Katharina König-Preuß, Abgeordente der Linken im Thüringer Landtag und intime Kennerin der rechten Szene, plädierte für einen grundlegenderen Ansatz: "Jetzt als das Entscheidende gegen den Protest gegen Rechtsrock-Konzerte in Themar hervorzuheben, ohne gleichzeitig zu bedenken, "Was passiert denn das restliche Jahr über?", funktioniert nicht. Mir geht es nicht darum, eine Stadt von Nazis freizuhalten, sondern mir geht es darum, diesen grassierenden Rassismus, der nur die Spitze des Eisberges in Form der Neonazis darstellt, zurückzudrängen."

Die Politik hat weggeschaut - die Zivilgesellschaft auch

Der Thüringer Innenminister Georg Maier, SPD, der bei der Veranstaltung auch im Publikum saß, räumt ein, dass Zivilgesellschaft und Politik zu lange weggeschaut hätten, wenn sich Rechtsextreme in Thüringen versammeln. Maier verspricht mehr Polizeipräsenz bei Nazi-Konzerten, um bei Rechtsverstößen auch eingreifen zu können, und ein neues Versammlungsrecht, dass es schwieriger macht, kommerzielle Veranstaltungen als politische Demonstration zu kaschieren.

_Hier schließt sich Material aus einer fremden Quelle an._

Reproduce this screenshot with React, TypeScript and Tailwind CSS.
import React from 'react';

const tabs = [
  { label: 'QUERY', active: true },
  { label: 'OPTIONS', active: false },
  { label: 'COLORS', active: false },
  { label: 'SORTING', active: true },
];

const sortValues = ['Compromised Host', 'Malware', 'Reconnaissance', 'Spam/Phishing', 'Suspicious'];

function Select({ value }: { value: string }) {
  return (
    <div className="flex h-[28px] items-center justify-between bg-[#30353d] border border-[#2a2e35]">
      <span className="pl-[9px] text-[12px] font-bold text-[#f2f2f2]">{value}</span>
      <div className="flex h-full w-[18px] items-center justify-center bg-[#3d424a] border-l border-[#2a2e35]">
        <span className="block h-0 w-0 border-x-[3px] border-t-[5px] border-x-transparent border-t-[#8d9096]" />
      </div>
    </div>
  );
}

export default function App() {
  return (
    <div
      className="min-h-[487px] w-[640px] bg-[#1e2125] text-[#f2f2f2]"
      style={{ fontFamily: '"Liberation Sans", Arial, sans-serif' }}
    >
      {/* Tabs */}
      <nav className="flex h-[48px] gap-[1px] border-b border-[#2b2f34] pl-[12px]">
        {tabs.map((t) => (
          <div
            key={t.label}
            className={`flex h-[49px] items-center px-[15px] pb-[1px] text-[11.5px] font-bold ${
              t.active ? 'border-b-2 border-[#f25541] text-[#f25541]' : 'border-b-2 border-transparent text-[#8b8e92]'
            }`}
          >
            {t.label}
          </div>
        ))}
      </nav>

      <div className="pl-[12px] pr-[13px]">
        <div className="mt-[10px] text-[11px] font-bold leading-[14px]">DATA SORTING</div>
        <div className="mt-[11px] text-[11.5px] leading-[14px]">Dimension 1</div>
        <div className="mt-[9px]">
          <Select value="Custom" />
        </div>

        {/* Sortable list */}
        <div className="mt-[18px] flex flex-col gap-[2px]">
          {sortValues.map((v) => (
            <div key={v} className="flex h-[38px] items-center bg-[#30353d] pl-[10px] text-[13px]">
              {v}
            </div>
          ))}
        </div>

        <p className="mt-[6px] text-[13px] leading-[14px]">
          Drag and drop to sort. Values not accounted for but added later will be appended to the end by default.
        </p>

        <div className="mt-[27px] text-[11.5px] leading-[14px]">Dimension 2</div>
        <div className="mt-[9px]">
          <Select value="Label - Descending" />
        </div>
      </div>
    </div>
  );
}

"Dann würden wir ganz andere Auflagen erteilen. Lärmschutzrichtlinien, Naturschutzrichtlinien, dier alle angewandt werden können! Die würden dann letztendlich dazu führen, dass so eine Veranstaltung nicht genehmigungsfähig ist an diesem Ort. Und es wird immer so ein bißchen versucht, Hase und Igel zu spielen mit uns. Aber ich glaube, wir holen ordentlich auf. Ich laß mir das nicht mehr gefallen, dass quasi unsere Grundrechte genutzt werden, um antidemokratische Veranstaltungen abzuhalten!"